GMOs: World’s Best Kept Secret

With the Hallowe’en Season upon us, I thought this might send a few shivers down a few spines.  Enjoy.  Bwahahaha……

“Genetically Modified Organisms will save the world!”  If that’s true, one has to wonder why many of the companies that pioneer GMO seeds and crops spend so much time and money fighting against all efforts to label their products as either containing GMOs or are GMOs in their entirety.

(see: http://www.reuters.com/article/2014/07/29/us-usa-gmo-labeling-idUSKBN0FY08W20140729 )

Like many consumers, I like to know what is in the products that I buy; I want to know what it is that I’m putting on my body, or in this case, in my body with the food I’m consuming.  I’m not too keen on eating a tomato that has had some genetic material from a fish that doesn’t freeze in the arctic inserted to enable said tomato withstand periods of cold temperatures, or eating an apple that has been modified to never go brown when cut open.
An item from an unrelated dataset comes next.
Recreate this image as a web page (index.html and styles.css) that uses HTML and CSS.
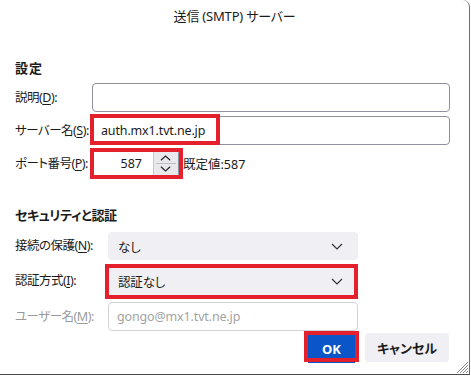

I also take issue with the idea of “Terminator Genes” engineered right into the seeds to make the plants sterile, so poor farmers are not able to save the seed and replant for the next year’s crop; necessitating expensive outlays of money every year to purchase new seed.
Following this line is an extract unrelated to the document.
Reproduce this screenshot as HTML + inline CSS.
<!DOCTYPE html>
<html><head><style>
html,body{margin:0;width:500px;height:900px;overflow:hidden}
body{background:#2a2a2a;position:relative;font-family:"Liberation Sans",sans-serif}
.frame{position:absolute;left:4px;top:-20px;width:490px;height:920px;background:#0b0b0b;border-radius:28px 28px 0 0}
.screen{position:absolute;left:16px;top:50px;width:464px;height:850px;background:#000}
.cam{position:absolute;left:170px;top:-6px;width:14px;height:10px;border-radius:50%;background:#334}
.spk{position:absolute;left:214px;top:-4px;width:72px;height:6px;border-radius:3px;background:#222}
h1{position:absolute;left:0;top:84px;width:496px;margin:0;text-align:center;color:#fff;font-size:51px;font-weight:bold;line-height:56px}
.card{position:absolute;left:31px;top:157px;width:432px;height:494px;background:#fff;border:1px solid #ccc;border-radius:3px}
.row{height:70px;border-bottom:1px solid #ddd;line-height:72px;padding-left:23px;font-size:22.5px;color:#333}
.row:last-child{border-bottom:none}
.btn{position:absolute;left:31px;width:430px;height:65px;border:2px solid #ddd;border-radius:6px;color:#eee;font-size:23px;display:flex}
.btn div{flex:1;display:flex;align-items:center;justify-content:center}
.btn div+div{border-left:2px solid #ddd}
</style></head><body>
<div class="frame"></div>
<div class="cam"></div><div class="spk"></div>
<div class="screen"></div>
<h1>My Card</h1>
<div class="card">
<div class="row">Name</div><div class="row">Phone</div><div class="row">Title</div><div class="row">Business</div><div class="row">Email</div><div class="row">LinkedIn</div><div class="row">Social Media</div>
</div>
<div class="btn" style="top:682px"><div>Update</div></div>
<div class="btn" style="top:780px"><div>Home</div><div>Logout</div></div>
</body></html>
(see: http://www.globalresearch.ca/genetically-engineered-terminator-seeds-death-and-destruction-of-agriculture/5319797 )

In many parts of the world, suffering from extreme poverty, the idea of keeping the most vulnerable in crushing debt to satisfy the greed of a few biotechnology companies is offensive.

GMO technologies do offer some benefits.  In many cases, yields are higher in a smaller area; plants are engineered to be more drought tolerant (which will be more important as the world undergoes widespread water stresses); and quite often are able to give the farmer a higher income selling the increased yields of product.

(see: http://www.rff.org/Publications/WPC/Pages/The-Benefits-of-Genetically-Modified-Crops-and-the-Costs-of-Inefficient-Regulation… )

One thought on “GMOs: World’s Best Kept Secret”

  1. I recall sitting at the dining table with my folks on Salt Spring along with a visitor named Fred who had a wealth of experience in the commercial plant-breeding field. Fred recounted to us the experience he had had with the MH-1 tomato, MH standing for machine-harvestable, and how they thought they had it beat, but it turned out that the tomatoes didn’t really ripen subsequent to harvest and were more appropriately used as off-centered baseballs than as salad ingredients. Times move on and we do have tomatoes in winter that ripen to a perfect degree of redness while totally lacking in that taste that makes a sun-ripened tomato such a joy. I think for years thereafter, gene-splicing was a bit of a space-age game for nerds in labs, a well-paid sinecure until the bean counters finally twigged that there was this big cash drain with no tangible results and insisted that the whole lot of them either produce a marketable and profitable product or decamp forthwith. Given that Monsanto (and others) were already heavily invested in agricultural fertilizers and pesticides, they came up with the idea of building resistance to glyphosate into plants whose genetic material had been modified. This way Monsanto, et al, could not only justify the drenching of whole counties with Round-Up, but could also sell the stuff as a package with the resistant seeds, covered, of course, by patent protection, restrictive end-user agreements and backed up by a really ugly legal machine. User results may vary has to be a most important part of the syllabus for selling this stuff: broad reading suggest mitigated results at best, and all the clap-trap about feeding humanity is a crock. This is about generating profits as expeditiously as possible, about assuring the well-being of the executive suite, and, to reinforce the first two goals, about exercising total control over seeds, hence over a great part of the food supply. The whole GMO seed/fertilizer/pesticide/herbicide program is predicated on the widespread use of petro products and mega farms that employ large investments in machinery. These are parameters that likely deplete the soil and ensure run-off of all manner of obnoxious chemicals. Genetic tinkering, as it has been practised, is a huge step forward. To oblivion.